→ WHAT YOU HAVE TO DO: Quote each line of the material verbatim, without the pictures.

→ DATASET EXCERPT:

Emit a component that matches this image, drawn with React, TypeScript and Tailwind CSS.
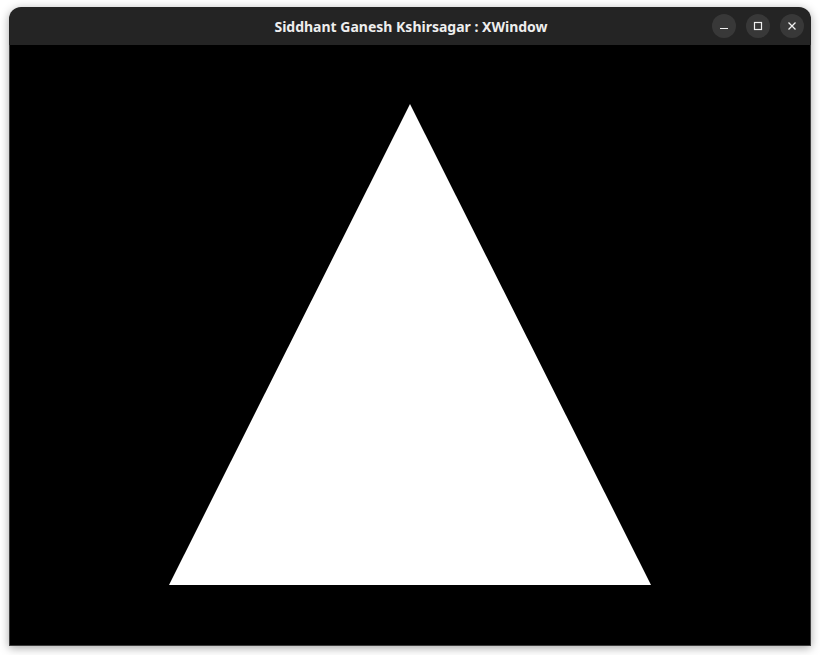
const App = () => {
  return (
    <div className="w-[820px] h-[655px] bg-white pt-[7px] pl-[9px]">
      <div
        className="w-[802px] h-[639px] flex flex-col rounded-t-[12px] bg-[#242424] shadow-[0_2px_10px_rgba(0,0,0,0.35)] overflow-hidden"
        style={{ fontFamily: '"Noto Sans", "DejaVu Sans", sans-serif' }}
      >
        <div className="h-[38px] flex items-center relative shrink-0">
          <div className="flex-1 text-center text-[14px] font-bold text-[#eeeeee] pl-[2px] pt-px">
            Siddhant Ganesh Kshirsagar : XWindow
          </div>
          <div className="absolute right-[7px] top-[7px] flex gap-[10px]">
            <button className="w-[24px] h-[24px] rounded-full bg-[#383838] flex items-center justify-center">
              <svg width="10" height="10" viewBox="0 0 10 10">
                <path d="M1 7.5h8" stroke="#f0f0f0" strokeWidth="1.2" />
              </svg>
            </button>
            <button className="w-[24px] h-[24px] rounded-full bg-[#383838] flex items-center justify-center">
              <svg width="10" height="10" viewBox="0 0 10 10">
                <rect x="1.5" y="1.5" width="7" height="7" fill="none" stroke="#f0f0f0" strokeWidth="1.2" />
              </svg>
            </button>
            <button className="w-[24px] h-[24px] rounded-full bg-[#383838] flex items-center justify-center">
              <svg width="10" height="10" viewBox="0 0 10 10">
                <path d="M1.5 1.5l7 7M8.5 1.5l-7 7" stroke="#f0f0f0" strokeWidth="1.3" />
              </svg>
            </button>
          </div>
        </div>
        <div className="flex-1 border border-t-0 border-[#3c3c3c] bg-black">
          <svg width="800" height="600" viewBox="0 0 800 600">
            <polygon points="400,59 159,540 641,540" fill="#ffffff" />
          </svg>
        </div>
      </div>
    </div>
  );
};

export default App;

→ OUTPUT BELOW:
Emit a component that matches this image, drawn with React, TypeScript and Tailwind CSS.
const App = () => {
  return (
    <div className="w-[820px] h-[655px] bg-white pt-[7px] pl-[9px]">
      <div
        className="w-[802px] h-[639px] flex flex-col rounded-t-[12px] bg-[#242424] shadow-[0_2px_10px_rgba(0,0,0,0.35)] overflow-hidden"
        style={{ fontFamily: '"Noto Sans", "DejaVu Sans", sans-serif' }}
      >
        <div className="h-[38px] flex items-center relative shrink-0">
          <div className="flex-1 text-center text-[14px] font-bold text-[#eeeeee] pl-[2px] pt-px">
            Siddhant Ganesh Kshirsagar : XWindow
          </div>
          <div className="absolute right-[7px] top-[7px] flex gap-[10px]">
            <button className="w-[24px] h-[24px] rounded-full bg-[#383838] flex items-center justify-center">
              <svg width="10" height="10" viewBox="0 0 10 10">
                <path d="M1 7.5h8" stroke="#f0f0f0" strokeWidth="1.2" />
              </svg>
            </button>
            <button className="w-[24px] h-[24px] rounded-full bg-[#383838] flex items-center justify-center">
              <svg width="10" height="10" viewBox="0 0 10 10">
                <rect x="1.5" y="1.5" width="7" height="7" fill="none" stroke="#f0f0f0" strokeWidth="1.2" />
              </svg>
            </button>
            <button className="w-[24px] h-[24px] rounded-full bg-[#383838] flex items-center justify-center">
              <svg width="10" height="10" viewBox="0 0 10 10">
                <path d="M1.5 1.5l7 7M8.5 1.5l-7 7" stroke="#f0f0f0" strokeWidth="1.3" />
              </svg>
            </button>
          </div>
        </div>
        <div className="flex-1 border border-t-0 border-[#3c3c3c] bg-black">
          <svg width="800" height="600" viewBox="0 0 800 600">
            <polygon points="400,59 159,540 641,540" fill="#ffffff" />
          </svg>
        </div>
      </div>
    </div>
  );
};

export default App;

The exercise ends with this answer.